Notons toutefois que même les grands centres urbains connaissent des difficultés : « On a l'impression que ça ne peut pas arriver ici mais si on compare avec la densité de population, on se rend tout de suite compte qu'il y a un problème avec le nombre de médecins. Rien que dans mon quartier, trois généralistes sont partis à la retraite en peu de temps. Ça devient franchement la cata ! », témoigne Éléonor Halimi Mardoukh, médecin généraliste à Paris, et qui en plus de s'occuper de sa patientèle locale, reçoit pour la moitié de ses consultations des personnes venant des déserts médicaux. C'est un fait que ce sont les classes populaires qui habitent dans ces territoires qui pâtissent le plus de cette situation, ces territoires où l'espérance de vie est raccourcie, où les cancers ne sont pas dépistés, où des maladies chroniques s'installent et ne sont pas surveillées, où les secours arrivent trop tard. Dans le pays de la sécurité sociale, la santé devient un produit de luxe.

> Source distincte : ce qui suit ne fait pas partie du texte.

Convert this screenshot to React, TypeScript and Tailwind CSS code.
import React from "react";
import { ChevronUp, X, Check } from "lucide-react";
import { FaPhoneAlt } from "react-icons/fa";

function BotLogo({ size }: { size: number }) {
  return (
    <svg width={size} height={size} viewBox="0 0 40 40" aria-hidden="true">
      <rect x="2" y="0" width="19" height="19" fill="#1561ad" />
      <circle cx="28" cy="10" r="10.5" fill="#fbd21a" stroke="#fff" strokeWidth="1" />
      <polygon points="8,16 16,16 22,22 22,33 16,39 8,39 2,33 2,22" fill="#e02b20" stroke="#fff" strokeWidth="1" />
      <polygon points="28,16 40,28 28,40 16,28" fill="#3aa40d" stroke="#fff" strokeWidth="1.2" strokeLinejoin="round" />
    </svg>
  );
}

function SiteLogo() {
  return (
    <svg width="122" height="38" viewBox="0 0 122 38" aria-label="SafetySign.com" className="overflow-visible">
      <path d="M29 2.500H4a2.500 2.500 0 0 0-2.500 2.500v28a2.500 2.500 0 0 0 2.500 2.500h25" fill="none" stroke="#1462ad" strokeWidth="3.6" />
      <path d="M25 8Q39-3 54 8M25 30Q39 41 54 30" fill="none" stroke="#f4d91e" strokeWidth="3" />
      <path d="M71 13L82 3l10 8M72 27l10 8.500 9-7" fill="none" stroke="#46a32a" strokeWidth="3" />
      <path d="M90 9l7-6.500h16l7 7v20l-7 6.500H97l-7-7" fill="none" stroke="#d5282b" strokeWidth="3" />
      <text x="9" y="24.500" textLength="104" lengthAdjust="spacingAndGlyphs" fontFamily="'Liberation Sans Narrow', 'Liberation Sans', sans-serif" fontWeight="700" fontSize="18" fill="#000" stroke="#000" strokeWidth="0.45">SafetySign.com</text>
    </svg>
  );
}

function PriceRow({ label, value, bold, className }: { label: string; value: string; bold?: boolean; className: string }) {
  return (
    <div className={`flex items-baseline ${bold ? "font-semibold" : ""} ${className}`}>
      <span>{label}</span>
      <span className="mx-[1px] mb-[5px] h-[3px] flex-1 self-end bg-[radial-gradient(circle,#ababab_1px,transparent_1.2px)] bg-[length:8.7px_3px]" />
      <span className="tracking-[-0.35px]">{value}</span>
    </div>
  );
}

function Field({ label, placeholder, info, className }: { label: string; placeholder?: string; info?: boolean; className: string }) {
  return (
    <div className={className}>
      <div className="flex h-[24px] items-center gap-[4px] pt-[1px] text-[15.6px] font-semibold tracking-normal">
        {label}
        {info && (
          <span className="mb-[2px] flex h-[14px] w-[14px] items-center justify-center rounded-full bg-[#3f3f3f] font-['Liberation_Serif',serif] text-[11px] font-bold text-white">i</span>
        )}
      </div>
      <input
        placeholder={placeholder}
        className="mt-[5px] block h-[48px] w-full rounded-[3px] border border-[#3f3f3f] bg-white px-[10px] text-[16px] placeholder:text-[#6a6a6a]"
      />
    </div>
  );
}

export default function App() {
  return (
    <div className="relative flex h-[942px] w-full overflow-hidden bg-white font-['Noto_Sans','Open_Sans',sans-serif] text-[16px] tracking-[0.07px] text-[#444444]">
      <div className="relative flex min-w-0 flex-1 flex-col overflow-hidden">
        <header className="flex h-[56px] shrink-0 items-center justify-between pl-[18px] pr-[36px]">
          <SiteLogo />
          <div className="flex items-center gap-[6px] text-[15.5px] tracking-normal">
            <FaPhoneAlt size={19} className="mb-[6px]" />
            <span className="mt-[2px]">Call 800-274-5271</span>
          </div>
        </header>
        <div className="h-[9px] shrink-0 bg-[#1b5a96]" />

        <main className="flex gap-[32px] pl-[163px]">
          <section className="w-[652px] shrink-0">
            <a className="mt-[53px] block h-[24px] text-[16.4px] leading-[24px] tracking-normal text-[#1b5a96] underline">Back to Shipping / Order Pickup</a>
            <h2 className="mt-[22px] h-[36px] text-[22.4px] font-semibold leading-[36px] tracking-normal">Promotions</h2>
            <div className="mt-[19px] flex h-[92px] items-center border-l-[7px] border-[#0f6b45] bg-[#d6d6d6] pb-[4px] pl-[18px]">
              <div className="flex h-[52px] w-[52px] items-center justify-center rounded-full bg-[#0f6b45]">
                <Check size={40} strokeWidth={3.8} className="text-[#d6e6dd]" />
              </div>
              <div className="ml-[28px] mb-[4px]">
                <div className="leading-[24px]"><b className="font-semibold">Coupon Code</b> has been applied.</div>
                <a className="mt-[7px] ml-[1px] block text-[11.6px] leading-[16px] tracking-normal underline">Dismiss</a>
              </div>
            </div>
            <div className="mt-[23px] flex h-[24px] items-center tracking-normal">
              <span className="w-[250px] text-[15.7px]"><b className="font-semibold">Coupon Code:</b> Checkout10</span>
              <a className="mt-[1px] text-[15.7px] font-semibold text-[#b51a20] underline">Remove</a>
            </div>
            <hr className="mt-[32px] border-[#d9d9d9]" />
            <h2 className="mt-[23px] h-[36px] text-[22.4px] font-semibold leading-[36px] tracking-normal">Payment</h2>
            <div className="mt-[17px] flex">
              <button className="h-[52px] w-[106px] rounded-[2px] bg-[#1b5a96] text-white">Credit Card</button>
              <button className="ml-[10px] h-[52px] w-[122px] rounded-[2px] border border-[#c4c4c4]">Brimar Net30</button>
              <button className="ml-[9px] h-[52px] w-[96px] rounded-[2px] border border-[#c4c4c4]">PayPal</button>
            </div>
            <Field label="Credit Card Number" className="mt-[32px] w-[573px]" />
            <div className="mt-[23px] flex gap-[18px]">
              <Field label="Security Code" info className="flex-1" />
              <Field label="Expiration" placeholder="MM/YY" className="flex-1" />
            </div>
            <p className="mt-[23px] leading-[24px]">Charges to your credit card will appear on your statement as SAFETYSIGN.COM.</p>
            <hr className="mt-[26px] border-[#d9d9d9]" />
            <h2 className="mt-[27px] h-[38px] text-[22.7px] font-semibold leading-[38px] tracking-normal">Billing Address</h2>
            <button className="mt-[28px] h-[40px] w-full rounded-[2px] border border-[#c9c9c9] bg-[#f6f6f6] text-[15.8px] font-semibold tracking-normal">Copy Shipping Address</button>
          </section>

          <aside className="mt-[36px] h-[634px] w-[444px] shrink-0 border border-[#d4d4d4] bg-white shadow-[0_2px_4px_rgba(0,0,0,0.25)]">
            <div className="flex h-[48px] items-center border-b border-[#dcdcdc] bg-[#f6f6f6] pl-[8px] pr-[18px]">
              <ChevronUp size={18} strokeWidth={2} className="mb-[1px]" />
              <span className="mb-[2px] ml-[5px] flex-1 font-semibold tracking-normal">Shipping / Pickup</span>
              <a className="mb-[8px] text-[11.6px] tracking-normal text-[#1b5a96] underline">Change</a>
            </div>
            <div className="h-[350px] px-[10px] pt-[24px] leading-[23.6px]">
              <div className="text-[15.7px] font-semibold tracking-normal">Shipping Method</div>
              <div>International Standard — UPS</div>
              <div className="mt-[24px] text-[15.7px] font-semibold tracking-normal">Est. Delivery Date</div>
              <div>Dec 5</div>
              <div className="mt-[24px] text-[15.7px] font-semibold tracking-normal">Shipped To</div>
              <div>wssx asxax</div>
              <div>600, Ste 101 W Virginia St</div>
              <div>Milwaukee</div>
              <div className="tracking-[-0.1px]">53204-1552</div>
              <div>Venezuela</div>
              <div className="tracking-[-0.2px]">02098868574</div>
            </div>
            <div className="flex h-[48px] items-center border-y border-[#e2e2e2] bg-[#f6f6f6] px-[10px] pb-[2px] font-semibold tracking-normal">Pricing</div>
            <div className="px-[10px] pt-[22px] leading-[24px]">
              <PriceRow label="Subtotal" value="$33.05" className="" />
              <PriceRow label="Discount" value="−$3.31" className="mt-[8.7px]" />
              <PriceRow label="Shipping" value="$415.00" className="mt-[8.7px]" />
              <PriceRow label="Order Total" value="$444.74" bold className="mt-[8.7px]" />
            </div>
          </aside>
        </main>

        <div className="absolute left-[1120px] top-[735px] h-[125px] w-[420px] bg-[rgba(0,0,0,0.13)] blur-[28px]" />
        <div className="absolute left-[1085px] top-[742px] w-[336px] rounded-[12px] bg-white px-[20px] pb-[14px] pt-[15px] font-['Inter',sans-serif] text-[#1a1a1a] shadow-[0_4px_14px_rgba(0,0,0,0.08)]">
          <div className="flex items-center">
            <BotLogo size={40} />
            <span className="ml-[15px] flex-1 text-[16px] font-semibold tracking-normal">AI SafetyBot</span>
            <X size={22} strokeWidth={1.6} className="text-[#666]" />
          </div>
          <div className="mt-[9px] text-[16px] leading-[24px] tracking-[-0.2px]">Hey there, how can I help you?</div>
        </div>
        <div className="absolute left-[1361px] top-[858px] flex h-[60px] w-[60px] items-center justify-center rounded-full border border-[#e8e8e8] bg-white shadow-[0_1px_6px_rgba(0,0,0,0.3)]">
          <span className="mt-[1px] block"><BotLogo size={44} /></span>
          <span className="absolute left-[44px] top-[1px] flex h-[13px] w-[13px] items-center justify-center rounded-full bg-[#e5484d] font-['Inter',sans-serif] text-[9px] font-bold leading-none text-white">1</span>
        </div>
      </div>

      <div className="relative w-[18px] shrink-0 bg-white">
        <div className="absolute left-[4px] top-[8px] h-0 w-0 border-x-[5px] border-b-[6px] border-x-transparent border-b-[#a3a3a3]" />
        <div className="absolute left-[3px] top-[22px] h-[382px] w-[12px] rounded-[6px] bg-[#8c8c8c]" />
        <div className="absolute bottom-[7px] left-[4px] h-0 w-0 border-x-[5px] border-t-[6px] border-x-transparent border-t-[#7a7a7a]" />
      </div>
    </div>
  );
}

Or depuis cinq ans, le Gouvernement n'a pas été à la hauteur – quand sa politique n'a pas été tout simplement contreproductive. La suppression du numerus clausus ne résoudra pas la situation avant une dizaine d'années, et le numerus apertus, dans les faits, ne se décrète pas : il faut donner des moyens aux universités et aux établissements qui accueillent les internes d'ouvrir des places et d'assurer la qualité de la formation.
Alors que les urgences représentent pour certains le seul accès aux soins, celui-ci est toujours plus hasardeux avec la fermeture de nombreux services. Pas moins de 6 millions de personnes sont obligées de s'y rendre en raison de l'absence de médecin généraliste mais le Gouvernement estime pertinent de les culpabiliser et de les dissuader de le faire avec le nouveau forfait patient urgences (FPU). Quant aux incitations financières qu'il propose pour remédier aux déserts médicaux, il s'agit d'une voie dispendieuse qui a montré son inefficacité.
Face à cette situation d'urgence, des mesures immédiates, applicables le plus vite possible, doivent être prises. La régulation en fait partie, conformément aux recommandations du rapport de la Cour des comptes daté de 2017. De nombreux professionnels de santé réunis au sein de l'Association de citoyens contre les déserts médicaux y sont également favorables.
Aux yeux des députés du groupe La France insoumise, la proposition de loi de notre collègue va dans le bon sens, mais pour résoudre le problème structurel, il faut des moyens d'ampleur, qui permettraient de recruter des médecins publics, d'augmenter les moyens des facultés, de mobiliser la médecine libérale et hospitalière, de réinvestir dans les hôpitaux de proximité et de développer les coopératives médicales. C'est la politique que nous mettrons en œuvre une fois au pouvoir.